In May 2015, the Registry fined the group a total of $5,000 between two civil penalties.

Curlee was asked to give a deposition in the case. Right now, the appeals issue won’t resolve itself until later this fall.

Although she hadn’t been on the board a whole year, a motion to censure Curlee came before the board in March 2015, brought by Bobby Hullett on the grounds that Curlee had violated the Board Code of Ethics on multiple occasions. He also brought up her media appearances throughout her time as an elected official, questioning of school administrators and local parents.

In June 2015, Curlee called for Looney’s termination. In that same time frame, Metro Nashville Public Schools included Looney in their pool of candidates for becoming their superintendent. He later declined the position. The next month, now District 63 House candidate Courtenay Rogers started a petition for Curlee’s resignation.

Two months later in September, Curlee received backlash after using the word “retarded” on her Twitter.

Before the start of 2016, Curlee started two Internet petitions after she became inspired from her experience in participating in her children’s schools, involving herself with their parent teacher organizations and reviewing social studies textbooks for the last two years.

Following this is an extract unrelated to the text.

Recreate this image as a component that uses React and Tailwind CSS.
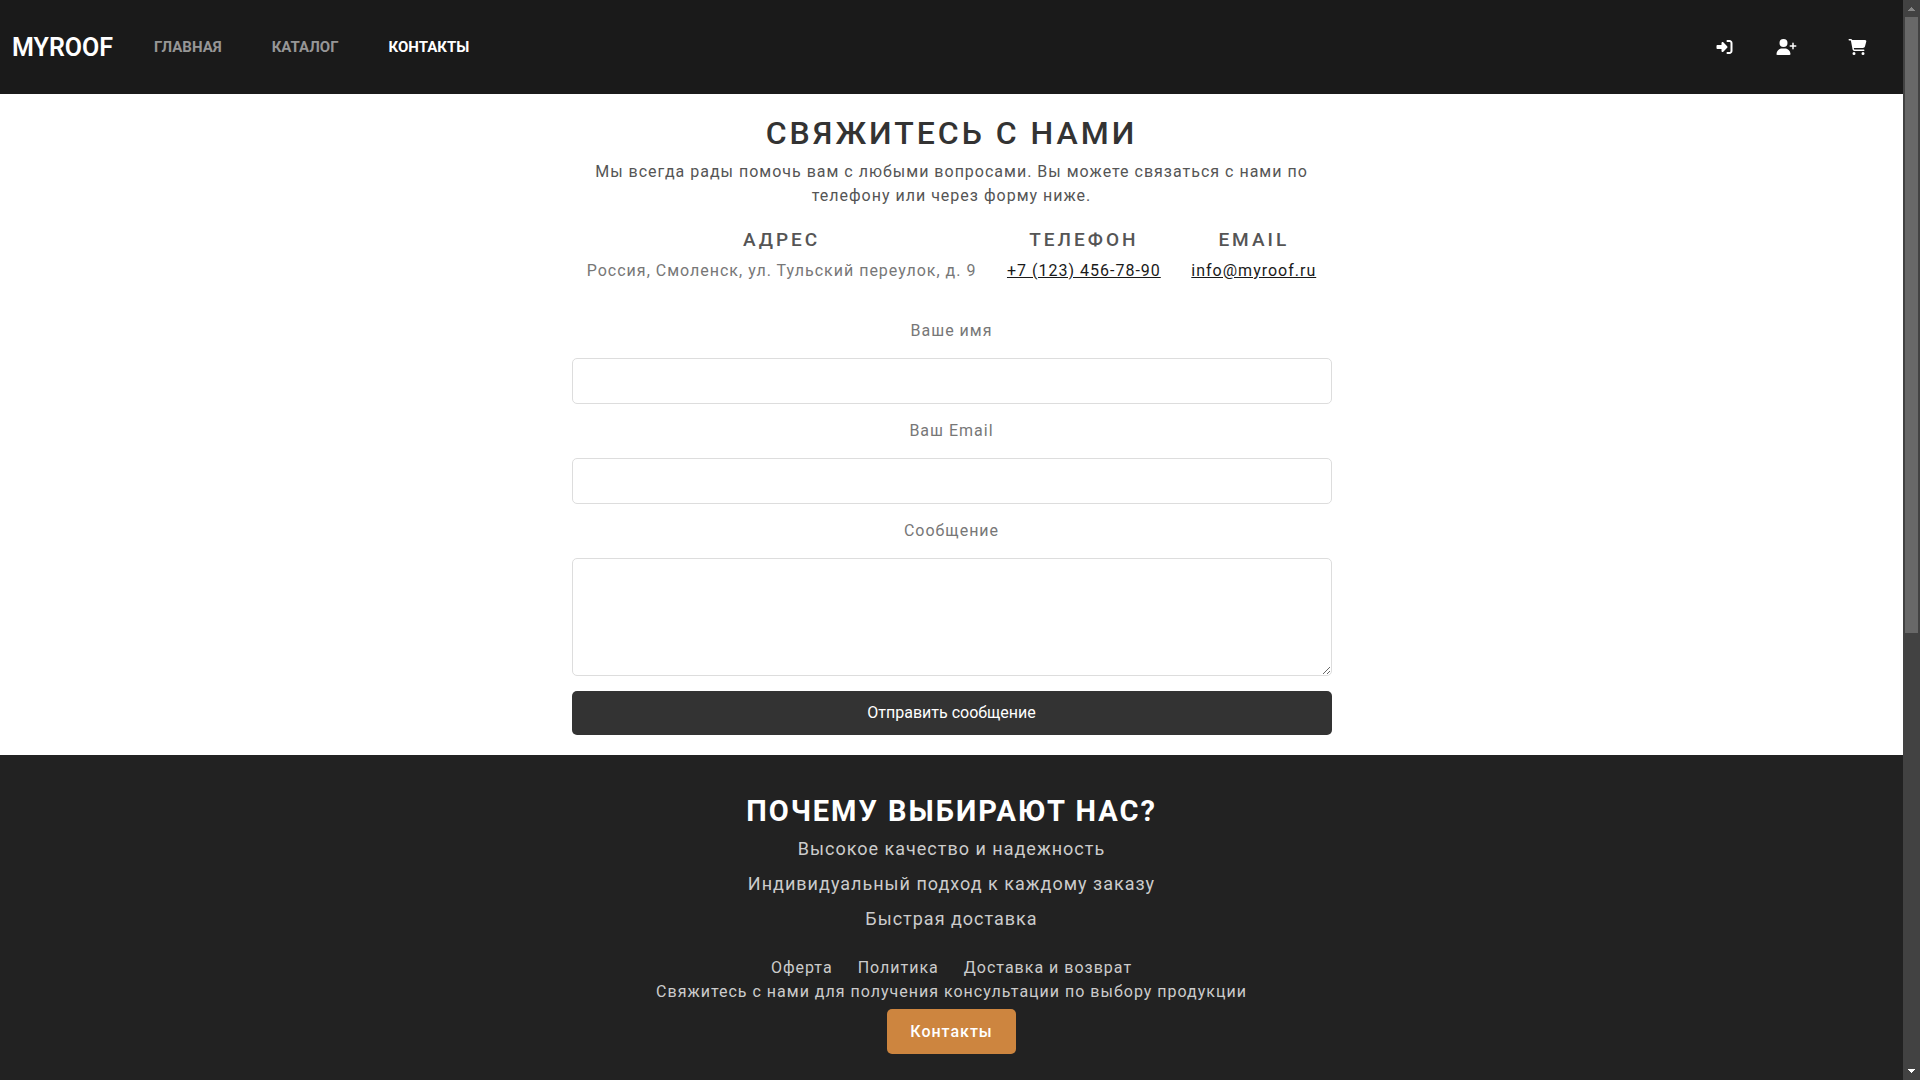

The petition expressed Curlee’s views that the TNReady assessment test centers on religion, not so much on historical context. It asked that the Commissioner of Education Candice McQueen remove the mandatory testing requirement for sixth- and seventh-graders.

In the spring of 2016, the District 12 board member also dealt with being named in a lawsuit. The suit evolved out of a video clip of a middle school fight aired on a Nashville TV station. A draft of the lawsuit obtained by the Home Page in April charged that the school board violated the privacy of a student protected by the Americans with Disabilities Act. It also called out Curlee, who allegedly forwarded sensitive information from an email sent by Superintendent Mike Looney. The lawsuit cost the district $36,000 to settle the lawsuit brought by the student’s parents.